Intelligent Liver Function Testing dominates standard care in diagnosing liver diseases
Intelligent Liver Function Testing (iLFT), an automated investigation algorithm for liver function tests (LFTs), is highly cost-effective, leading to higher rates of liver diagnoses and improvements in quality of care, according to a new study.
“It is clear that interventions that lead to early diagnosis and the opportunity to intervene and abate disease progression are needed,” said researchers. “ILFT delivers this opportunity in primary care to the general population at a minimal intervention cost, using existing infrastructure and utilising existing clinical pathways.”
The use of iLFT led to a significant 43-percent (95 percent CI, 27–59 percent; p<0.0002) increase in the rate of liver disease diagnoses. For example, the number of hepato-biliary diagnoses in the general practitioner (GP) records jumped from 16 percent before the intervention to 56 percent after. Majority of these additional diagnoses were from subgroups patients who had not been rechecked. [J Hepatol 2019;71:699-706]
The iLFT intervention also significantly increased the rates of GP visits both before (rate ratio [RR], 2.00, 1.37–2.91) and after (RR, 3.47, 1.63–7.36) diagnosis. Referrals to secondary care similarly increased (odds ratio [OR], 8.44, 1.99–35.73). Nonliver visits to the GP were reduced, though the difference was only of borderline significance.
ILFT had no significant effects on the number of nurse visits and blood requests.
For the economic analysis, researchers also found that the iLFT intervention was significantly superior to the control at detecting liver disease and at identifying healthy people. This resulted in a 51-percent increase in the probability of delivering a correct diagnosis.
Within trials, iLFT came with an incremental cost per correct diagnosis of £284. However, lifetime models showed overall savings with iLTF of £3,216 per person, coupled with improved effectiveness. ILFT delivered a 0.021-unit increase in quality-adjusted life year.
“ILFT remains the dominant strategy across a wide range of willingness to pay thresholds, and at the UK threshold of £30,000 per QALY iLFT has a 100-percent probability of being cost-effective,” the researchers pointed out.

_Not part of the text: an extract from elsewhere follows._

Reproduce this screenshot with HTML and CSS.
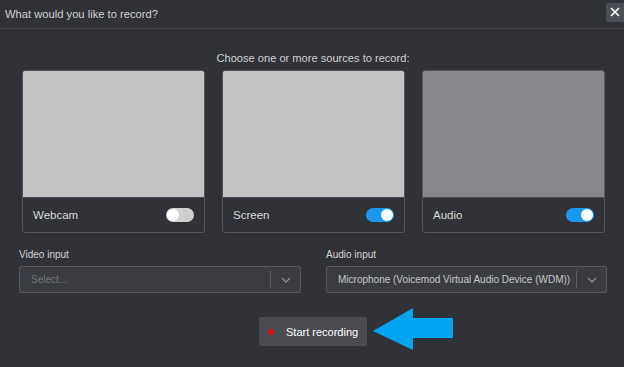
FILE: index.html
```html
<!DOCTYPE html>
<html lang="en">
<head>
    <meta charset="UTF-8">
    <meta name="viewport" content="width=device-width, initial-scale=1.0">
    <title>Record</title>
    <link rel="stylesheet" href="styles.css">
</head>
<body>
    <div class="dialog">
        <div class="header">
            <span class="title">What would you like to record?</span>
            <div class="close">
                <svg width="10" height="10" viewBox="0 0 10 10"><path d="M1 1L9 9M9 1L1 9" stroke="#fff" stroke-width="1.6"/></svg>
            </div>
        </div>
        <p class="prompt">Choose one or more sources to record:</p>
        <div class="cards">
            <div class="card">
                <div class="preview"></div>
                <div class="card-foot">
                    <span>Webcam</span>
                    <span class="toggle"></span>
                </div>
            </div>
            <div class="card">
                <div class="preview"></div>
                <div class="card-foot">
                    <span>Screen</span>
                    <span class="toggle on"></span>
                </div>
            </div>
            <div class="card">
                <div class="preview dark"></div>
                <div class="card-foot">
                    <span>Audio</span>
                    <span class="toggle on"></span>
                </div>
            </div>
        </div>
        <div class="inputs">
            <div class="field">
                <div class="label">Video input</div>
                <div class="select">
                    <span class="value placeholder">Select...</span>
                    <span class="sep"></span>
                    <span class="chev"><svg width="10" height="6" viewBox="0 0 10 6"><path d="M1 1L5 5L9 1" fill="none" stroke="#8a8c91" stroke-width="1.3"/></svg></span>
                </div>
            </div>
            <div class="field">
                <div class="label">Audio input</div>
                <div class="select">
                    <span class="value">Microphone (Voicemod Virtual Audio Device (WDM))</span>
                    <span class="sep"></span>
                    <span class="chev"><svg width="10" height="6" viewBox="0 0 10 6"><path d="M1 1L5 5L9 1" fill="none" stroke="#8a8c91" stroke-width="1.3"/></svg></span>
                </div>
            </div>
        </div>
        <div class="actions">
            <div class="start">
                <span class="dot"></span>
                <span>Start recording</span>
                <svg class="arrow" width="80" height="42" viewBox="0 0 80 42"><polygon points="0,23 40,0 40,10 80,10 80,30 40,30 40,42" fill="#00a4ef"/></svg>
            </div>
        </div>
    </div>
</body>
</html>
```

FILE: styles.css
```css
*{
    margin: 0px;
    padding: 0px;
    box-sizing: border-box;
}
body{
    background-color: #313237;
    font-family: "Liberation Sans", Arial, sans-serif;
    color: #d6d7d9;
}
.dialog{
    width: 624px;
    height: 367px;
    overflow: hidden;
}
.header{
    display: flex;
    align-items: center;
    height: 29px;
    padding-left: 5px;
    border-bottom: 1px solid #45474c;
}
.title{
    font-size: 11.2px;
    color: #cfd0d2;
}
.close{
    margin-left: auto;
    margin-bottom: 4px;
    width: 18px;
    height: 19px;
    background-color: #4b4e55;
    border-radius: 2px 0 0 2px;
    display: flex;
    align-items: center;
    justify-content: center;
}
.prompt{
    margin-top: 23px;
    text-align: center;
    font-size: 11.1px;
    line-height: 13px;
    color: #cfd0d2;
    padding-left: 2px;
}
.cards{
    display: grid;
    grid-template-columns: 183px 183px 183px;
    gap: 17px;
    padding-left: 22px;
    margin-top: 5px;
}
.card{
    border: 1px solid #56585d;
    border-radius: 3px;
    overflow: hidden;
}
.preview{
    height: 126px;
    background-color: #c4c4c4;
}
.preview.dark{
    background-color: #87888c;
}
.card-foot{
    display: flex;
    align-items: center;
    justify-content: space-between;
    height: 35px;
    padding: 0 10px;
    font-size: 11.5px;
    color: #d9dadc;
    border-top: 1px solid #4a4c51;
}
.toggle{
    position: relative;
    width: 28px;
    height: 14px;
    border-radius: 7px;
    background-color: #cfcfcf;
}
.toggle::after{
    content: "";
    position: absolute;
    top: 1px;
    left: 1px;
    width: 12px;
    height: 12px;
    border-radius: 50%;
    background-color: #fff;
}
.toggle.on{
    background-color: #1a98f0;
}
.toggle.on::after{
    left: 15px;
}
.inputs{
    display: grid;
    grid-template-columns: 282px 281px;
    gap: 25px;
    padding-left: 19px;
    margin-top: 16px;
}
.label{
    font-size: 10px;
    line-height: 12px;
    color: #d3d4d6;
    margin-bottom: 5px;
}
.select{
    display: flex;
    align-items: center;
    height: 27px;
    border: 1px solid #55575c;
    border-radius: 2px;
    background-color: #3a3c41;
    padding-left: 11px;
}
.value{
    flex: 1;
    font-size: 10px;
    color: #c6c7c9;
    white-space: nowrap;
}
.value.placeholder{
    color: #75777c;
}
.sep{
    width: 1px;
    height: 17px;
    background-color: #5d5f64;
}
.chev{
    width: 29px;
    display: flex;
    justify-content: center;
}
.actions{
    display: flex;
    justify-content: center;
    margin-top: 24px;
    padding-left: 2px;
}
.start{
    position: relative;
    display: flex;
    align-items: center;
    width: 108px;
    height: 29px;
    padding-left: 9px;
    background-color: #4a4c52;
    border-radius: 2px;
    font-size: 11px;
    color: #fff;
}
.dot{
    width: 6px;
    height: 6px;
    border-radius: 50%;
    background-color: #e01010;
    margin-right: 12px;
}
.arrow{
    position: absolute;
    left: 114px;
    top: -9px;
}
```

Physician feedback also supported the use of iLFT. Of 21 GPs who were surveyed, majority were positive about the intervention and wanted continued access. They found that it was easy to use and that it reduced their work load, despite the algorithm not always delivering concordant diagnoses. Overall, iLFT supported the GPs in reaching a diagnosis in 67 percent of the cases. Of these, a further 13 suggestions were discarded.
“Liver disease is increasing in incidence in contrast to many other conditions, predominantly driven by nonalcoholic fatty liver disease,” said researchers. “It disproportionately affects people under 65 years, leading to substantially increased morbidity and mortality.”
“The iLFT algorithm reduces future burdens of liver disease by allowing earlier interventions, guided by fibrosis scores which highlight those most at risk of future liver disease,” they continued. “This results in a dominant strategy, lifetime cost savings to the NHS and overall improvement in quality adjusted life year gains, due to this earlier detection.”
It’s worth noting, however, that the iLFT is costlier compared with the current clinical approaches, the researchers added. However, it is highly cost-effective such that the long-term savings that can be generated far outweigh its short-term, steep upfront costs.
“The iLFT system works, it increases liver diagnosis, is cost-effective and is clearly more effective at diagnosing liver disease than the standard of care,” the researchers said.